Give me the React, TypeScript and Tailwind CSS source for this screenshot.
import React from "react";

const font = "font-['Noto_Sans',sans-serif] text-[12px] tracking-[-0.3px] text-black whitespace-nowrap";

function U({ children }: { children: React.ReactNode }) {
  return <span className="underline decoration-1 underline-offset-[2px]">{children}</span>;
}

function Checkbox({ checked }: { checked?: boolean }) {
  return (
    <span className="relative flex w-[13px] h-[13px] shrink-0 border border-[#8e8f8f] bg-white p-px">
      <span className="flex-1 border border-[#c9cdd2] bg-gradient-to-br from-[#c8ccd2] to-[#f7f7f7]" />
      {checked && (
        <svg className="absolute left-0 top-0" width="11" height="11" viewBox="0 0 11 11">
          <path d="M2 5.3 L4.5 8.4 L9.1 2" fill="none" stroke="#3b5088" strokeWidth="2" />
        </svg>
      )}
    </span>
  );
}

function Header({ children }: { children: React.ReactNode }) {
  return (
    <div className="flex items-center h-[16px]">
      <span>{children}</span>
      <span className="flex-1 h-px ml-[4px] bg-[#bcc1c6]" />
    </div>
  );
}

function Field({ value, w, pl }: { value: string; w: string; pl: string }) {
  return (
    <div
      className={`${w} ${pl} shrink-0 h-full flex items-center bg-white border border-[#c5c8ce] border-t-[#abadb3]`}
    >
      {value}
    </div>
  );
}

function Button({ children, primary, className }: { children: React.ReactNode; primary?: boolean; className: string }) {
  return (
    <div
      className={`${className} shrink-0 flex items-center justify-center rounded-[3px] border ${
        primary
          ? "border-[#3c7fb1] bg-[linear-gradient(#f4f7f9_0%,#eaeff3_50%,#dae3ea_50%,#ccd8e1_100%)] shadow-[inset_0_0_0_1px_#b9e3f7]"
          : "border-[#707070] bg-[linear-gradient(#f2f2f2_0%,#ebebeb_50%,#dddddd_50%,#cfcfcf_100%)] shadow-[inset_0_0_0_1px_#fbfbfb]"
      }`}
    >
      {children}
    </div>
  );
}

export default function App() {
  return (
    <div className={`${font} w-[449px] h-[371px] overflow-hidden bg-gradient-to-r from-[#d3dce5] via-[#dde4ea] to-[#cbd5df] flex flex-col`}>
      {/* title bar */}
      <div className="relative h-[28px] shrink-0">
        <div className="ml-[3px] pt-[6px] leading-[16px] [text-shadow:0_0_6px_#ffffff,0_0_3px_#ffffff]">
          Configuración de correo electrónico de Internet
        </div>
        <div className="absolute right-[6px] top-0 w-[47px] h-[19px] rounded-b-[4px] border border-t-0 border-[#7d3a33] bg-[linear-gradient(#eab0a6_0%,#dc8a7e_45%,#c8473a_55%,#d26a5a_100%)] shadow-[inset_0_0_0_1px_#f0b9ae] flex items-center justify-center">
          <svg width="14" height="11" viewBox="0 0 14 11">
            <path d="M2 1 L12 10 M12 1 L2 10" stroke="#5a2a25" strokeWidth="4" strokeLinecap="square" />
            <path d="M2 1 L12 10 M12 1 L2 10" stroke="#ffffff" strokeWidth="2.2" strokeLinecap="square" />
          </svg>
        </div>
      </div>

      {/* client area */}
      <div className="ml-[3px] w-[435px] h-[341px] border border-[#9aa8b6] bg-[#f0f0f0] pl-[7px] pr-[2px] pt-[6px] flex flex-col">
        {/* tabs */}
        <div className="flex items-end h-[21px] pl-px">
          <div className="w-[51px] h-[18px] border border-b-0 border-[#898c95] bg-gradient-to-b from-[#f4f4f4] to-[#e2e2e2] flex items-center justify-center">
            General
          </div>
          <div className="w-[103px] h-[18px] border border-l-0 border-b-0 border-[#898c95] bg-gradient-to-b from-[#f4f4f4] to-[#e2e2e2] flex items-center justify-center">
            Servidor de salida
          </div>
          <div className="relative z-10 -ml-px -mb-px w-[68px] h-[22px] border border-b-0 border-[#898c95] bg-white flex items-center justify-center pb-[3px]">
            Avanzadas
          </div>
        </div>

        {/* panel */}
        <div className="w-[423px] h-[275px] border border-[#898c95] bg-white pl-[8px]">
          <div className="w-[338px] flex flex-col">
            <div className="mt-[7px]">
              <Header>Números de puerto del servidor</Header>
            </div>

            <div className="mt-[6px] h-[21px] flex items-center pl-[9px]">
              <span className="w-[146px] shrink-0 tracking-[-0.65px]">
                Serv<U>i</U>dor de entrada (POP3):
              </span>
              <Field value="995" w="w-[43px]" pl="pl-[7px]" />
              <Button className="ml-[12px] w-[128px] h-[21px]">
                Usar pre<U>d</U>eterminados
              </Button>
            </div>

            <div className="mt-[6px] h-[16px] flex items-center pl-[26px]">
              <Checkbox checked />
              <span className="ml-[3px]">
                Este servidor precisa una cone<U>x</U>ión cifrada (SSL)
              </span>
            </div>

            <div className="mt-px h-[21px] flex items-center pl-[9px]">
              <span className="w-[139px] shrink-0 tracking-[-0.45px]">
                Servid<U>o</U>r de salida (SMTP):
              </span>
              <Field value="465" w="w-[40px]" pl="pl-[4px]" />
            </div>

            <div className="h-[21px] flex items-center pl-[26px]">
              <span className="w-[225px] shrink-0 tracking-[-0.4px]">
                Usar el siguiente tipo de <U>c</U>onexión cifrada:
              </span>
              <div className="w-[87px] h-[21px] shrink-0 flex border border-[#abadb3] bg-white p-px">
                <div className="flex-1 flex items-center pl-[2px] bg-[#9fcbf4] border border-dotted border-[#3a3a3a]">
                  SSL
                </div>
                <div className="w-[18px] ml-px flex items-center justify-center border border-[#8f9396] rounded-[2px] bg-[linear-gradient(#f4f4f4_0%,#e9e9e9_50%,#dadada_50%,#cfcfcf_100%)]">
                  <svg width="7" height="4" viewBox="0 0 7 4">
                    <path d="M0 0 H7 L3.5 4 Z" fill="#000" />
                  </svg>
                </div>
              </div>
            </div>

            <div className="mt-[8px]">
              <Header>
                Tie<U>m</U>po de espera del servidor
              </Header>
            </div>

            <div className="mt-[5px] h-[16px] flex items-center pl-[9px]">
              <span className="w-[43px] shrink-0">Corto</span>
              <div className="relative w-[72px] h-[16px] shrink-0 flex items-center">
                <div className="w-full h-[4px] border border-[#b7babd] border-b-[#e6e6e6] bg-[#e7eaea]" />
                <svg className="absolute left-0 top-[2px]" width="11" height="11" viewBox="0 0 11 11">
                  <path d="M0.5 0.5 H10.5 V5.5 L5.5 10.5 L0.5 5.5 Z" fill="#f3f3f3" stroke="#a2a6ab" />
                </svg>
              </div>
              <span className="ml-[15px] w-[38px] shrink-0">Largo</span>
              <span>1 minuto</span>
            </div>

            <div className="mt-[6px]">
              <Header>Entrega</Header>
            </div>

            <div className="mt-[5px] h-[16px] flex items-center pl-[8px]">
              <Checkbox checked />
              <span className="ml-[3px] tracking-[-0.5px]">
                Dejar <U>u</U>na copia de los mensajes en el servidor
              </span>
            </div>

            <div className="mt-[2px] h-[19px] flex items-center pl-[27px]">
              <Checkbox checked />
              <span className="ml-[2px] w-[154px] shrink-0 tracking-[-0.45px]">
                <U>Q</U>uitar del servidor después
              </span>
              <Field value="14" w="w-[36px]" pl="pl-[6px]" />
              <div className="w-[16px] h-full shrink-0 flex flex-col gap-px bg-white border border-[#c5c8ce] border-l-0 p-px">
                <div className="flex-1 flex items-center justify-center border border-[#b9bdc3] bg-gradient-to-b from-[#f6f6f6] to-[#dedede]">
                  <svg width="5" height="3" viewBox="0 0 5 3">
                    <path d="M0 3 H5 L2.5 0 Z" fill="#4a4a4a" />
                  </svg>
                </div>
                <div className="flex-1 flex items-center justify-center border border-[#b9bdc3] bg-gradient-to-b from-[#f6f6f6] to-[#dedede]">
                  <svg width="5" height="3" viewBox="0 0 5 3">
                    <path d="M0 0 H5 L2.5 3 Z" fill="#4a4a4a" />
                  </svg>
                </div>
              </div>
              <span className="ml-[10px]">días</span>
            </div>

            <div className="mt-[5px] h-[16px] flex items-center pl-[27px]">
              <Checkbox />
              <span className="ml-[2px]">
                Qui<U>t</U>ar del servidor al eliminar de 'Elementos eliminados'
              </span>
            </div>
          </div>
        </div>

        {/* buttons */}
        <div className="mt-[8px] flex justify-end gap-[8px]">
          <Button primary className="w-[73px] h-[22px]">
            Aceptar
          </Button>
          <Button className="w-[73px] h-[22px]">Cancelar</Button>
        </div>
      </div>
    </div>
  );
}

**TASK TO COMPLETE**
Begin with the first line of the listing and copy exactly through the line that contains "text-[12px] tracking-[-0.3px] text-black", please, keeping both ends and leaving out everything after.

**EXERCISE SOLUTION**
Give me the React, TypeScript and Tailwind CSS source for this screenshot.
import React from "react";

const font = "font-['Noto_Sans',sans-serif] text-[12px] tracking-[-0.3px] text-black whitespace-nowrap";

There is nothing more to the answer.